Reading the ingame lore, it's obvious that there's a lot of depth to the Mass Effect universe and, coming to it late, I'm not as bothered as I might have been that there wasn't more effort to shoehorn a little bit extra in. There's Mass Effect 2 to look forward to, and a third in development. There have been plans made, I can tell.

That said, while it is definitively a good game, it's not a great game. The mechanics of the gameplay were jarring at times and, on more than a few occasions, made me try to bite my monitor in half. The decision to make almost every explorable planet in the galaxy consist of nothing but mountains infuriates me, especially when the only vehicle available seems to have a buckfast-fueled ADHD-suffering teenager in control of each individual wheel. And some of them have their Y-axis inverted.

I can see the idea behind the Mako, and I applaud it. It makes me think of a Big Trak mixed with the lunar rover, but I want a vehicle I can keep going in a straight line. This isn't it.

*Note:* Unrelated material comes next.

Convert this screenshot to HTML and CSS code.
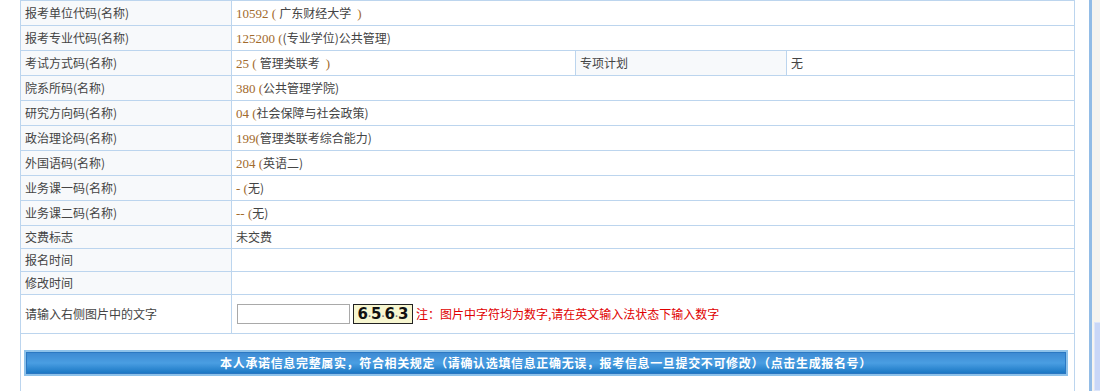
FILE: index.html
```
<!DOCTYPE html>
<html lang="zh-CN">
<head>
    <meta charset="UTF-8">
    <title>报名信息确认</title>
    <link rel="stylesheet" href="styles.css">
</head>
<body>
    <div id="page">
        <div id="main">
            <table class="info">
                <colgroup>
                    <col class="c1"><col class="c2"><col class="c3"><col class="c4">
                </colgroup>
                <tr class="tall">
                    <td class="lbl">报考单位代码(名称)</td>
                    <td colspan="3"><span class="code">10592 ( </span>广东财经大学 <span class="code">&nbsp;)</span></td>
                </tr>
                <tr class="tall">
                    <td class="lbl">报考专业代码(名称)</td>
                    <td colspan="3"><span class="code">125200 (</span>(专业学位)公共管理)</td>
                </tr>
                <tr class="tall">
                    <td class="lbl">考试方式码(名称)</td>
                    <td><span class="code">25 ( </span>管理类联考 <span class="code">&nbsp;)</span></td>
                    <td class="lbl">专项计划</td>
                    <td>无</td>
                </tr>
                <tr class="tall">
                    <td class="lbl">院系所码(名称)</td>
                    <td colspan="3"><span class="code">380 (</span>公共管理学院)</td>
                </tr>
                <tr class="tall">
                    <td class="lbl">研究方向码(名称)</td>
                    <td colspan="3"><span class="code">04 (</span>社会保障与社会政策)</td>
                </tr>
                <tr class="tall">
                    <td class="lbl">政治理论码(名称)</td>
                    <td colspan="3"><span class="code">199(</span>管理类联考综合能力)</td>
                </tr>
                <tr class="tall">
                    <td class="lbl">外国语码(名称)</td>
                    <td colspan="3"><span class="code">204 (</span>英语二)</td>
                </tr>
                <tr class="tall">
                    <td class="lbl">业务课一码(名称)</td>
                    <td colspan="3"><span class="code">- (</span>无)</td>
                </tr>
                <tr class="tall">
                    <td class="lbl">业务课二码(名称)</td>
                    <td colspan="3"><span class="code">-- (</span>无)</td>
                </tr>
                <tr class="short">
                    <td class="lbl">交费标志</td>
                    <td colspan="3">未交费</td>
                </tr>
                <tr class="short">
                    <td class="lbl">报名时间</td>
                    <td colspan="3"></td>
                </tr>
                <tr class="short">
                    <td class="lbl">修改时间</td>
                    <td colspan="3"></td>
                </tr>
                <tr class="check">
                    <td class="plain">请输入右侧图片中的文字</td>
                    <td colspan="3">
                        <div class="verify">
                            <input type="text" class="vcode">
                            <span class="captcha">6<i>·</i>5<i>·</i>6<i>·</i>3</span>
                            <span class="note">注：图片中字符均为数字,请在英文输入法状态下输入数字</span>
                        </div>
                    </td>
                </tr>
                <tr class="last">
                    <td colspan="4">
                        <div class="submit">
                            <div class="submitInner">本人承诺信息完整属实，符合相关规定（请确认选填信息正确无误，报考信息一旦提交不可修改）（点击生成报名号）</div>
                        </div>
                    </td>
                </tr>
            </table>
        </div>
        <div id="scroll">
            <div class="thumb"></div>
        </div>
    </div>
</body>
</html>
```

FILE: styles.css
```
*{
    margin: 0;
    padding: 0;
    box-sizing: border-box;
}

body{
    background: #fff;
    font-family: "Noto Sans CJK SC", "Noto Sans", sans-serif;
    font-size: 12px;
    color: #444;
    overflow: hidden;
}

#page{
    display: flex;
    height: 391px;
    padding-left: 20px;
}

#main{
    width: 1054px;
}

.info{
    width: 1054px;
    border-collapse: collapse;
    table-layout: fixed;
}
.info .c1{ width: 211px; }
.info .c2{ width: 344px; }
.info .c3{ width: 211px; }
.info .c4{ width: 288px; }

.info td{
    border: 1px solid #bcd5ee;
    padding: 0 4px;
    line-height: 14px;
    vertical-align: middle;
    white-space: nowrap;
    overflow: hidden;
}
.info tr.tall td{ height: 25px; }
.info tr.short td{ height: 23px; }
.info tr.check td{ height: 39px; }
.info tr.last td{
    height: 70px;
    vertical-align: top;
    padding: 16px 4px 0 3px;
    border-bottom: none;
}

.info td.lbl{
    background: #f7f9fb;
}

.code{
    font-family: "Liberation Serif", serif;
    font-size: 13px;
    color: #a26a2c;
}

.verify{
    display: flex;
    align-items: center;
}
.vcode{
    width: 113px;
    height: 20px;
    border: 1px solid #a9a9a9;
    margin-left: 1px;
}
.captcha{
    width: 60px;
    height: 20px;
    margin-left: 3px;
    border: 1px solid #222;
    background: #f7f6d0;
    color: #111;
    font-family: "DejaVu Sans", sans-serif;
    font-weight: bold;
    font-size: 15px;
    line-height: 18px;
    text-align: center;
}
.captcha i{
    font-style: normal;
    font-size: 8px;
    color: #777;
}
.note{
    margin-left: 3px;
    color: #e00000;
}

.submit{
    width: 1044px;
    height: 26px;
    padding: 2px;
    background: #8ec2ea;
}
.submitInner{
    height: 22px;
    border: 1px solid #2b78c2;
    background: linear-gradient(#3d8ad3, #4a9ee2 50%, #1b78c4);
    color: #fff;
    font-weight: bold;
    letter-spacing: 0.65px;
    line-height: 20px;
    text-align: center;
}

#scroll{
    width: 11px;
    margin-left: 15px;
    border-left: 3px solid #92bce6;
    background: #f6f4ef;
    display: flex;
    flex-direction: column;
    justify-content: flex-end;
    padding-left: 2px;
}
#scroll .thumb{
    height: 69px;
    background: #c9d7f7;
    border: 1px solid #dde6fb;
    border-right: none;
}
```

The combat is a bit... laboured is probably the wrong word. Stretched isn't right either. Schizophrenic is almost there. Mass Effect really wants to be an action game, but there's something wrong with the speed of combat. The type of game Mass Effect wants to be has more fluid controls and a faster player character; the type of game it's descended from has slower hostile NPC movement and far more control over the overall action. There's an awkward meeting in the middle that leaves combat feeling a little bit off-kilter.

The meat of the game is the story, and the action merely the sauce that aids consumption. I look forward to the sequel, and can only hope it at least matches the impact of the original.